Decide whether registration is clearly harmful to your situation (e.g., disqualification from benefits, exposure to partner's debt, privacy issues). If registration is clearly harmful for the two of you, evaluate what private written agreements are needed to provide for property or debt or inheritance rights and benefits; if such agreements are necessary, draft and execute the agreements.
Reasons not to register may include: Immigration concerns, tax issues, eligibility for public benefits, exposure to debt liability, high-risk business/professions. Remember to keep assets separate, if possible, until your written agreements are signed.

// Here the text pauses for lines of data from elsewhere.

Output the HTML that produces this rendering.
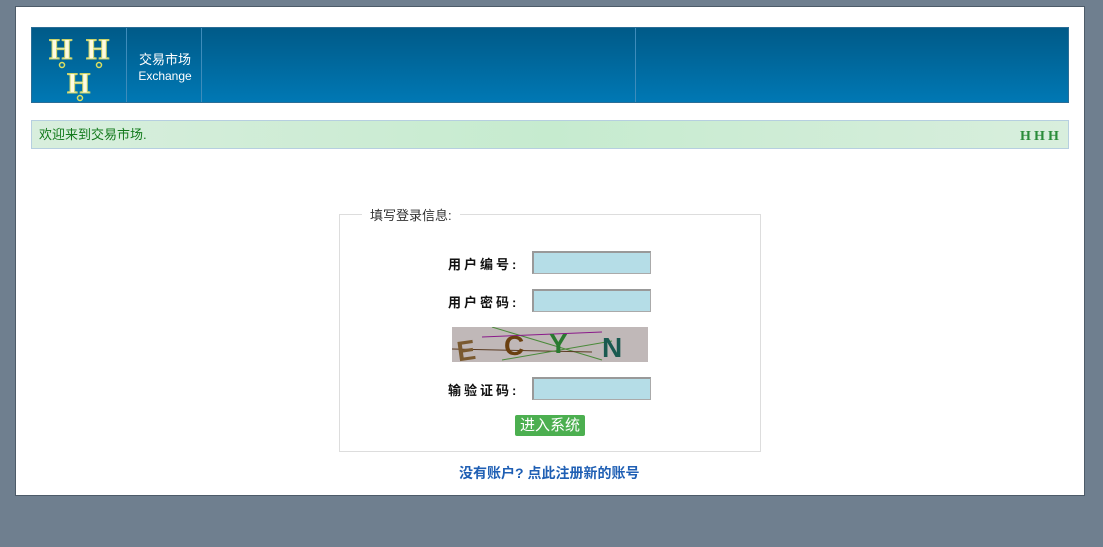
<!DOCTYPE html>
<html><head><meta charset="utf-8"><style>
body{margin:0;background:#6f7f8f;width:1103px;height:547px;overflow:hidden;font-family:"Liberation Sans","Noto Sans CJK SC",sans-serif}
.page{position:absolute;left:15px;top:6px;width:1068px;height:488px;background:#fff;border:1px solid #4d5b69}
.hdr{position:absolute;left:15px;top:20px;width:1036px;height:74px;background:linear-gradient(#005a88,#0078b4);border:1px solid #2a6d96}
.sep{position:absolute;top:0;width:1px;height:74px;background:#3e8cbb}
.t{position:absolute;left:96px;top:24px;width:74px;text-align:center;color:#fff;font-size:13px;line-height:16px}
.t span{font-size:12px}
.bar{position:absolute;left:15px;top:113px;width:1036px;height:27px;border:1px solid #b6cfe0;background:linear-gradient(90deg,#d8eedd,#c6ebcf 50%,#d8eedd);}
.bar div{position:absolute;left:7px;top:3px;font-size:13px;color:#137a1c}
fieldset{position:absolute;left:323px;top:198px;width:420px;height:245px;border:1px solid #ddd;margin:0;padding:0}
legend{font-size:13px;color:#333;margin-left:22px;padding:0 8px}
.lbl{position:absolute;font-size:13px;font-weight:bold;letter-spacing:3px;color:#111}
.in{position:absolute;width:116px;height:20px;background:#b5dde7;border:1px solid #aaa;border-top:2px solid #999;border-left:2px solid #999}
.btn{position:absolute;left:499px;top:408px;width:70px;height:21px;background:#4caf50;color:#fff;font-size:15px;text-align:center;line-height:21px;border-radius:2px}
.reg{position:absolute;left:443px;top:456px;font-size:14px;color:#1f5fb4;font-weight:bold}
</style></head><body>
<div class="page">
<div class="hdr">
<svg width="96" height="74" style="position:absolute;left:0;top:0">
<g fill="#fffbe0" stroke="#c8d26a" stroke-width="1" font-family="Liberation Serif" font-weight="bold" font-size="30">
<text x="17" y="31">H</text><text x="54" y="31">H</text><text x="35" y="65">H</text></g>
<g fill="none" stroke="#dde060" stroke-width="1.5"><circle cx="30" cy="37" r="2.5"/><circle cx="67" cy="37" r="2.5"/><circle cx="48" cy="70" r="2.5"/></g>
</svg>
<div class="sep" style="left:94px"></div><div class="sep" style="left:169px"></div><div class="sep" style="left:603px"></div>
<div class="t">交易市场<br><span>Exchange</span></div>
</div>
<div class="bar"><div>欢迎来到交易市场.</div>
<svg width="42" height="16" style="position:absolute;right:6px;top:6px"><g fill="#2a8c3a" font-family="Liberation Serif" font-weight="bold" font-size="14"><text x="0" y="13">H</text><text x="14" y="13">H</text><text x="28" y="13">H</text></g></svg></div>
<fieldset><legend>填写登录信息:</legend></fieldset>
<div class="lbl" style="left:432px;top:247px">用户编号:</div><div class="in" style="left:516px;top:244px"></div>
<div class="lbl" style="left:432px;top:285px">用户密码:</div><div class="in" style="left:516px;top:282px"></div>
<svg style="position:absolute;left:436px;top:320px" width="196" height="35"><rect width="196" height="35" fill="#c0b8b8"/>
<g stroke-width="1"><line x1="40" y1="0" x2="150" y2="33" stroke="#4a8a3a"/><line x1="0" y1="22" x2="140" y2="25" stroke="#5a3a20"/><line x1="30" y1="10" x2="150" y2="5" stroke="#8a1a8a"/><line x1="50" y1="33" x2="160" y2="14" stroke="#4a8a3a"/></g>
<g font-family="Liberation Sans" font-weight="bold" font-size="28"><text x="5" y="33" fill="#7a5a30" transform="rotate(-8 15 25)">E</text><text x="52" y="28" fill="#6a4010">C</text><text x="97" y="26" fill="#2a7a30">Y</text><text x="150" y="30" fill="#1a5a50">N</text></g></svg>
<div class="lbl" style="left:432px;top:373px">输验证码:</div><div class="in" style="left:516px;top:370px"></div>
<div class="btn">进入系统</div>
<div class="reg">没有账户? 点此注册新的账号</div>
</div>
</body></html>
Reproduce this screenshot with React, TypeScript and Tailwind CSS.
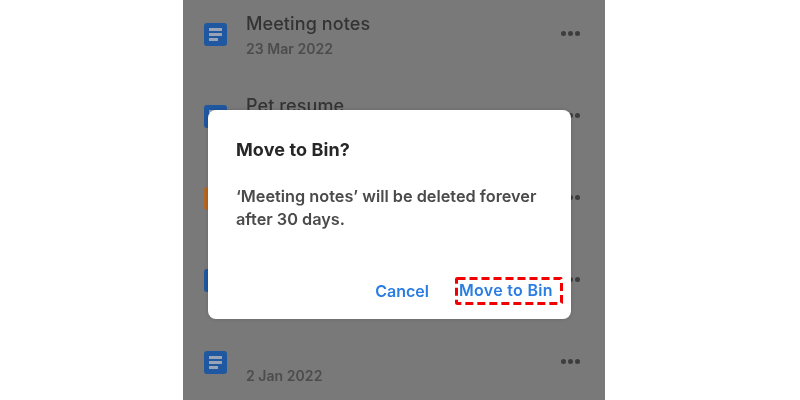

If registration is neither vital nor harmful, decide whether you prefer registration (with or without private agreements limiting the community rules) or non-registration (with private agreements providing for property and debt protections).
Terminating a Domestic Partnership:
There are two ways to end a California registered partnership: (1) Filing a notice of termination with the Secretary of State; (2) Filing a petition for termination of the domestic partnership with the family court in the county where you reside.
Termination By Filed Notice
You can use the notice procedure if all of the following conditions are met:
2) You do not have any children and neither of you is pregnant.
3) The partnership is not more than five years old.
4) Neither of you owns an interest in any real estate, except for a residence lease without a purchase option that will end within one year from the date when the notice of termination is filed.
5) Your debts are less than $4,000.00.
6) Your community property, minus motor vehicles and debts is less than $25,000.00.
7) You have a written agreement regarding the division of your property.
8) You each waive the right to support from the other.
9) You have both read the Secretary of State's brochure on termination of domestic partnership.
10) You both agree that you want the domestic partnership to end.
Termination By Court Action
In all cases where you do not meet the 10 conditions above, you will need to go through a court action to dissolve the domestic partnership.